First appearing on the cover of Haunted #1, Doctor Death was the series' host until its cancellation in 1953. He returned for a number of issues when the magazine was acquired by Charlton Comics in 1954. As rendered by Charlton stalwart Steve Ditko, Doctor Death took on a progressively less skeletal appearance.

==The Beyond==
Haunted was notable for employing "The Beyond" as a unifying element to many of its storylines. While the idea was not used consistently, it became a recurring plot device in all of Fawcett's horror titles, sometimes playing an essential role in the narrative.

The Beyond was a mysterious plane of existence which occasionally encroached on the physical world. A shadowy limbo vaguely akin to the Afterlife, it served as the source of the many supernatural menaces which threatened the "Realm of the Living". In a number of cases, it was a grey, lifeless Purgatory inhabited by rotting corpses; in others, a place of perpetual torment akin to Hell (although it was never specifically defined as such).
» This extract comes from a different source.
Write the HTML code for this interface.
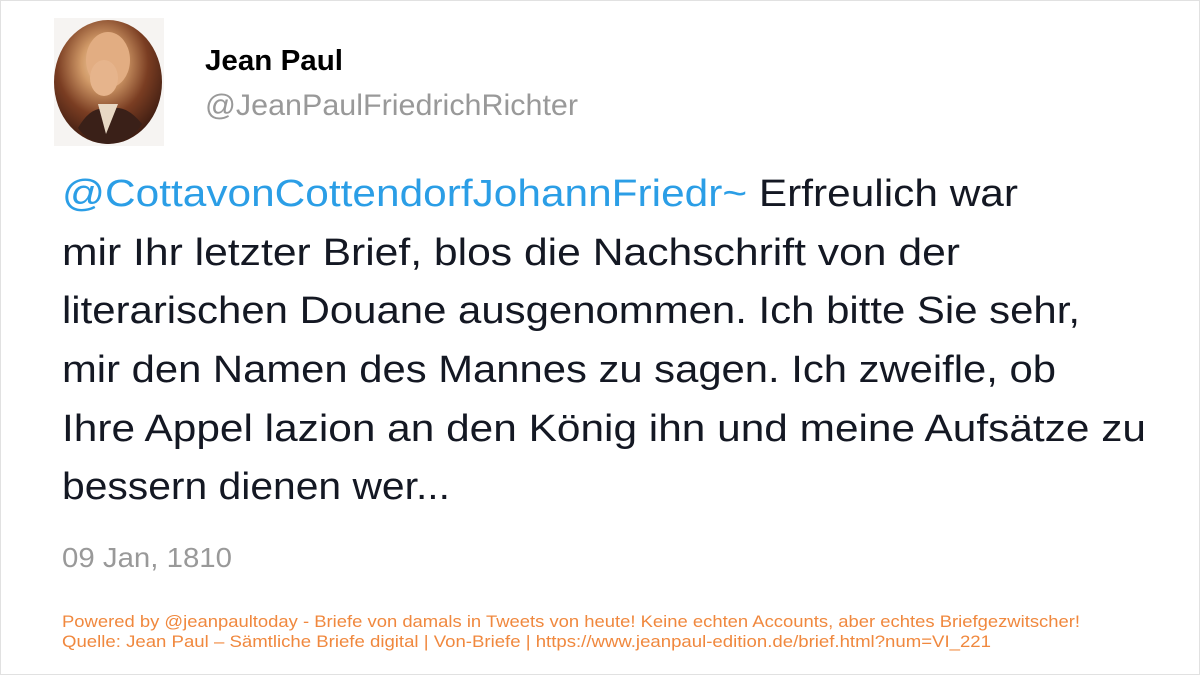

The Beyond seemed to be the abode of all of humanity's worst fears; vampires, ghosts and demons existed alongside dragons, witches and harpies. All seemed generally hostile towards mankind; some periodically crossed over to prey on selected victims or to seek vengeance on former tormentors. The traffic appeared to flow in both directions; mortals could inadvertently find themselves trapped in the Beyond before the end of their natural lives.

Access to the Beyond took numerous forms. Ghostly express trains made midnight runs to the other side, carrying the spirits of the recently departed. Phantom cruise liners ferried moldering passengers through the Sea of the Dead. Unwary travellers often found themselves making a one-way trip on the Road to Nowhere. Sometimes, mechanised transport was completely unnecessary - swamps, caves and haunted houses all seemed to lie within the outer boundaries of The Beyond.

==Sale to Charlton==
Along with many other titles of a similar vein, This Magazine Is Haunted came under fire during the anti-comics backlash of the early 1950s. Generally speaking, however, its content was not quite as visceral as its rivals. Ironically, this was not the reason for the title's cancellation; Fawcett dropped its entire comics line in 1953, largely as a result of an industry-wide sales slump and a long-running legal battle with DC Comics.

Fawcett sold most of its properties to Charlton Comics in 1954, a deal which included the four horror titles. Evidently, Haunted was successful enough to continue publishing under its original numbering, starting with #15 (February 1954). The final issue of this first Charlton run was #21 (November 1954). For a time at least, Charlton attempted to maintain the moody atmosphere of its predecessor, even retaining the services of Doctor Death as the series' narrator. While not quite up to Fawcett's standards artistically, Charlton's run was distinguished by some of Steve Ditko's earliest work in the supernatural genre. After the establishment of the Comics Code in 1954, the content was toned down considerably, dealing with magic, mystery and suspense rather than with outright horror.

The magazine was rebooted two years later, restarting with #12 in 1957. Doctor Death was replaced by Doctor Haunt (possibly designed by Ditko, by now the title's lead artist). The comic continued bi-monthly another two years despite the financial problems besetting the comics industry at the time. The final issue of the second Charlton run was #16 (May 1958).